Those poor mega-cap tech stocks just cannot seem to get any love. It is downright shocking to believe that a mere six months ago they were all anyone wanted to own. Yet here we are.
That's why I will be interested to see if the newfound technology bears will highlight the head-and-shoulders top that has developed in the Nasdaq. If they, do then we will know that the shift from loving tech stocks to hating them has come full circle.
Let me talk about the statistics, though, since I am one who thinks the statistics and indicators are a better guide than a pattern on a chart. We'll begin with breadth, since, quite frankly, while breadth was good on Wednesday, it wasn't great. The New York Stock Exchange breadth was 2:1 when quite frankly it really should have been higher. So far, it has not been enough to change the current downward path of the McClellan Summation Index. That would take another breadth day similar to Wednesday's.
When it comes to volume, the NYSE saw 77% of the volume on the upside. Again, that is good, but not great. Two months ago, a day like we saw on Wednesday would have produced over 80% of upside volume. If it sounds as though I am nitpicking, I am.
Sticking with volume, let's talk about Nasdaq, because that was the lowest volume day since New Year's Eve. As a reminder, I have always been of the mind that we tend to rally on lower volume and we tend to see volume increase on declines. That six-week period from early January until mid-February was one of the few periods where price and volume rose together. I will take Wednesday's light Nasdaq volume as a sign folks are still nervous about tech stocks.
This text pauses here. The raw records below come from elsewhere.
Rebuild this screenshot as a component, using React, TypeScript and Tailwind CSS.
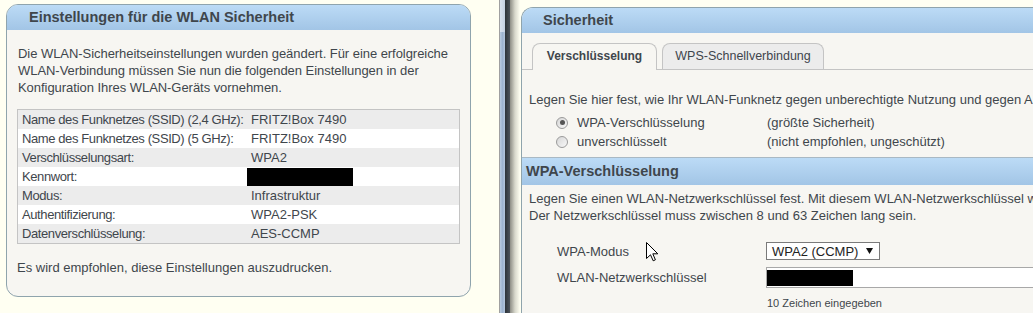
import React from "react";

function Radio({ checked }: { checked?: boolean }) {
  return (
    <span className="w-[12px] h-[12px] rounded-full border border-[#9a9a9a] bg-gradient-to-br from-[#d6d6d6] to-[#f8f8f8] flex items-center justify-center shrink-0">
      {checked ? <span className="w-[5px] h-[5px] rounded-full bg-[#555]" /> : null}
    </span>
  );
}

const rows: [string, string | null][] = [
  ["Name des Funknetzes (SSID) (2,4 GHz):", "FRITZ!Box 7490"],
  ["Name des Funknetzes (SSID) (5 GHz):", "FRITZ!Box 7490"],
  ["Verschlüsselungsart:", "WPA2"],
  ["Kennwort:", null],
  ["Modus:", "Infrastruktur"],
  ["Authentifizierung:", "WPA2-PSK"],
  ["Datenverschlüsselung:", "AES-CCMP"],
];

export default function App() {
  return (
    <div className="relative w-[1033px] h-[313px] overflow-hidden flex bg-[#fffff2] text-[#3f464c] font-['Liberation_Sans',Arial,sans-serif] text-[13px] leading-[17px]">
      {/* Left pane */}
      <div className="w-[499px] shrink-0 pl-[6px] pt-[4px]">
        <div className="w-[465px] h-[293px] rounded-[12px] border border-[#8fa4ad] bg-[#f7f6f2] overflow-hidden">
          <div className="h-[25px] bg-gradient-to-b from-[#bcdbf6] to-[#a2c5e6] pl-[22px] flex items-center font-bold text-[14.5px]">
            Einstellungen für die WLAN Sicherheit
          </div>
          <div className="px-[10px] pt-[15px]">
            <p className="pl-[1px] tracking-[-0.05px]">
              Die WLAN-Sicherheitseinstellungen wurden geändert. Für eine erfolgreiche
              <br />
              WLAN-Verbindung müssen Sie nun die folgenden Einstellungen in der
              <br />
              Konfiguration Ihres WLAN-Geräts vornehmen.
            </p>
            <div className="mt-[13px] border border-[#c4c4c4]">
              {rows.map(([label, value], i) => (
                <div
                  key={label}
                  className={`flex items-center h-[19px] whitespace-nowrap ${i % 2 === 0 ? "bg-[#ececec]" : "bg-white"}`}
                >
                  <div className="w-[233px] pl-[4px] shrink-0 tracking-[-0.4px]">{label}</div>
                  {value !== null ? (
                    <div>{value}</div>
                  ) : (
                    <div className="ml-[-4px] w-[106px] h-[18px] bg-black" />
                  )}
                </div>
              ))}
            </div>
            <p className="mt-[15px]">Es wird empfohlen, diese Einstellungen auszudrucken.</p>
          </div>
        </div>
      </div>

      {/* Divider */}
      <div className="w-[1px] shrink-0 bg-[#a0a0a0]" />
      <div className="w-[5px] shrink-0 flex flex-col">
        <div className="h-[32px] bg-gradient-to-r from-[#d9e2ee] to-[#c4d1e2]" />
        <div className="flex-1 bg-gradient-to-r from-[#b9cbe0] via-[#9db3cf] to-[#b4c6dc]" />
      </div>
      <div className="w-[5px] shrink-0 bg-gradient-to-r from-[#2c3238] to-[#4c535a]" />
      <div className="w-[10px] shrink-0 bg-gradient-to-r from-[#8e8e86] via-[#d8d8cc] to-[#fffff2]" />

      {/* Right pane */}
      <div className="flex-1 overflow-hidden pl-[1px] pt-[7px]">
        <div className="w-[560px] h-[320px] border-l border-t border-[#8fa4ad] rounded-tl-[12px] bg-[#f7f6f2] overflow-hidden">
          <div className="h-[25px] bg-gradient-to-b from-[#bcdbf6] to-[#a2c5e6] pl-[21px] flex items-center font-bold text-[14.5px]">
            Sicherheit
          </div>
          {/* Tabs */}
          <div className="pt-[10px] pl-[10px] flex items-end gap-[5px] border-b border-[#c4c4c4]">
            <div className="w-[125px] h-[27px] mb-[-1px] border border-b-0 border-[#c4c4c4] rounded-t-[8px] bg-[#f7f6f2] flex items-center justify-center font-bold text-[12px] pb-[1px]">
              Verschlüsselung
            </div>
            <div className="w-[162px] h-[26px] border border-b-0 border-[#c4c4c4] rounded-t-[8px] bg-[#ececec] flex items-center justify-center text-[12.5px]">
              WPS-Schnellverbindung
            </div>
          </div>
          <p className="pt-[21px] pl-[7px] whitespace-nowrap">
            Legen Sie hier fest, wie Ihr WLAN-Funknetz gegen unberechtigte Nutzung und gegen Angriffe geschützt ist.
          </p>
          <div className="mt-[5px] pl-[34px]">
            <div className="h-[19px] flex items-center">
              <Radio checked />
              <span className="ml-[9px] w-[190px]">WPA-Verschlüsselung</span>
              <span>(größte Sicherheit)</span>
            </div>
            <div className="h-[19px] flex items-center">
              <Radio />
              <span className="ml-[9px] w-[190px]">unverschlüsselt</span>
              <span>(nicht empfohlen, ungeschützt)</span>
            </div>
          </div>
          <div className="mt-[6px] h-[28px] border-t border-[#a9b9c4] bg-gradient-to-b from-[#bcdbf6] to-[#a2c5e6] pl-[4px] flex items-center font-bold text-[14.5px]">
            WPA-Verschlüsselung
          </div>
          <p className="pt-[5px] pl-[7px] whitespace-nowrap">
            Legen Sie einen WLAN-Netzwerkschlüssel fest. Mit diesem WLAN-Netzwerkschlüssel wird die Verbindung verschlüsselt.
            <br />
            Der Netzwerkschlüssel muss zwischen 8 und 63 Zeichen lang sein.
          </p>
          <div className="mt-[18px] pl-[35px] flex items-center h-[18px]">
            <span className="w-[209px] shrink-0">WPA-Modus</span>
            <div className="w-[114px] h-[18px] border border-[#7a7a7a] bg-white flex items-center pl-[5px] text-[#222]">
              <span>WPA2 (CCMP)</span>
              <svg className="ml-[8px]" width="7" height="6" viewBox="0 0 7 6">
                <path d="M0 0 H7 L3.5 6 Z" fill="#111" />
              </svg>
            </div>
          </div>
          <div className="mt-[7px] pl-[35px] flex items-center h-[21px]">
            <span className="w-[209px] shrink-0">WLAN-Netzwerkschlüssel</span>
            <div className="w-[300px] h-[21px] border border-[#a8a8a8] bg-white pt-[2px]">
              <div className="w-[86px] h-[16px] bg-black" />
            </div>
          </div>
          <div className="mt-[9px] pl-[245px] text-[11px] leading-[13px]">10 Zeichen eingegeben</div>
        </div>
      </div>

      {/* Mouse cursor */}
      <svg className="absolute left-[646px] top-[242px]" width="13" height="20" viewBox="0 0 13 20">
        <path
          d="M0.5 0.5 L0.5 16.5 L4.5 12.8 L7.2 18.8 L9.4 17.8 L6.8 11.8 L11.8 11.8 Z"
          fill="#fff"
          stroke="#000"
          strokeWidth="1"
          strokeLinejoin="miter"
        />
      </svg>
    </div>
  );
}
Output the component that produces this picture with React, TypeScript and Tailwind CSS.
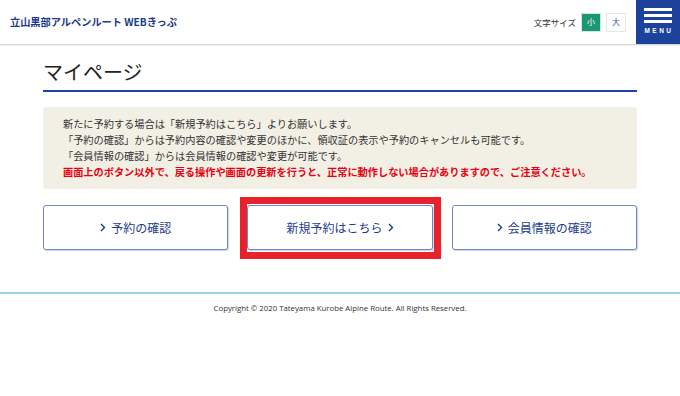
const jp = { fontFamily: '"Noto Sans CJK JP", "Noto Sans", sans-serif' };

const Chevron = () => (
  <svg width="6" height="9" viewBox="0 0 6 9" className="inline-block">
    <path d="M1 1l3.5 3.5L1 8" fill="none" stroke="currentColor" strokeWidth="1.4" />
  </svg>
);

const Header = () => (
  <header className="h-[45px] flex items-center justify-between border-b border-[#d6d6d6] shadow-[0_1px_2px_rgba(0,0,0,0.08)] bg-white">
    <div className="pl-[10px] text-[10.2px] font-bold text-[#1b3a8c]">
      立山黒部アルペンルート WEBきっぷ
    </div>
    <div className="flex items-center h-full">
      <span className="text-[8.5px] text-[#333] mr-[5px]">文字サイズ</span>
      <button className="w-[20px] h-[19px] bg-[#1b9772] text-white text-[8px] flex items-center justify-center border border-[#cfe8df]">
        小
      </button>
      <button className="w-[20px] h-[19px] ml-[5px] bg-white text-[#3a5aa8] text-[8px] flex items-center justify-center border border-[#e6e6e6]">
        大
      </button>
      <button className="ml-[10px] w-[44px] h-full bg-[#1c429c] flex flex-col items-center pt-[8px]">
        <span className="w-[28px] h-[3px] bg-white" />
        <span className="w-[28px] h-[3px] bg-white mt-[3px]" />
        <span className="w-[28px] h-[3px] bg-white mt-[3px]" />
        <span className="mt-[5px] text-[6.5px] font-bold text-white tracking-[2.5px] pl-[2px] leading-none" style={{ fontFamily: '"Liberation Sans", sans-serif' }}>
          MENU
        </span>
      </button>
    </div>
  </header>
);

const NavButton = ({ label, arrow, highlight }: { label: string; arrow: "left" | "right"; highlight?: boolean }) => (
  <div className="relative">
    <button className="w-full h-[45px] rounded-[3px] border border-[#7387c0] bg-white shadow-[1px_1px_1px_rgba(110,130,190,0.35)] text-[12px] text-[#1d3b8e] flex items-center justify-center gap-[5px]">
      {arrow === "left" && <Chevron />}
      <span>{label}</span>
      {arrow === "right" && <Chevron />}
    </button>
    {highlight && (
      <span className="absolute left-[-7px] right-[-8px] top-[-8px] bottom-[-9px] border-[7px] border-[#e8212b] pointer-events-none" />
    )}
  </div>
);

export default function App() {
  return (
    <div className="min-h-[396px] bg-white text-[#333]" style={jp}>
      <Header />
      <main className="max-w-[594px] mx-auto">
        <h1 className="mt-[14px] text-[20px] leading-[26px] font-normal text-[#222] pb-[5px] border-b-2 border-[#1d46a3]">
          マイページ
        </h1>
        <div className="mt-[15px] bg-[#f2f0e5] rounded-[4px] px-[20px] py-[9px] text-[10.2px] leading-[16px] text-[#333]">
          <p>新たに予約する場合は「新規予約はこちら」よりお願いします。</p>
          <p>「予約の確認」からは予約内容の確認や変更のほかに、領収証の表示や予約のキャンセルも可能です。</p>
          <p>「会員情報の確認」からは会員情報の確認や変更が可能です。</p>
          <p className="font-bold text-[#e60012]">
            画面上のボタン以外で、戻る操作や画面の更新を行うと、正常に動作しない場合がありますので、ご注意ください。
          </p>
        </div>
        <div className="mt-[16px] grid grid-cols-3 gap-[19px]">
          <NavButton label="予約の確認" arrow="left" />
          <NavButton label="新規予約はこちら" arrow="right" highlight />
          <NavButton label="会員情報の確認" arrow="left" />
        </div>
      </main>
      <footer className="mt-[42px] border-t-2 border-[#9ed2ea] pt-[9px] text-center text-[7.8px] text-[#333]" style={{ fontFamily: '"Open Sans", sans-serif' }}>
        Copyright © 2020 Tateyama Kurobe Alpine Route. All Rights Reserved.
      </footer>
    </div>
  );
}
The NYSE, though, saw nearly 400 stocks make new highs, which is the most we have seen since the entire rally began. The more new highs we have the easier it is to find stocks to buy.
On the sentiment front, I don't think complacency is back, but it could arrive back with us quickly. However, this week's Investors Intelligence bulls chimed in at 56%, which is the fewest bulls since early November. About six weeks ago, just prior to the GameStop (GME) nonsense -- and, yes, I will always refer to it as nonsense -- bulls were kissing 65%, so that's a change in sentiment.
I will end by revisiting the chart of bonds using the iShares 20-plus Year Treasury Bond fund (TLT) , because the early morning panic did not have any follow-through.
TLT did not manage to close up on the day, but tried to. The Daily Sentiment Index (DSI) is sitting at 13, where it has been for three of the last five trading days. If bonds can rally, then those big-cap tech stocks probably get a bit of love too, enough to get them out of the doghouse for a few days.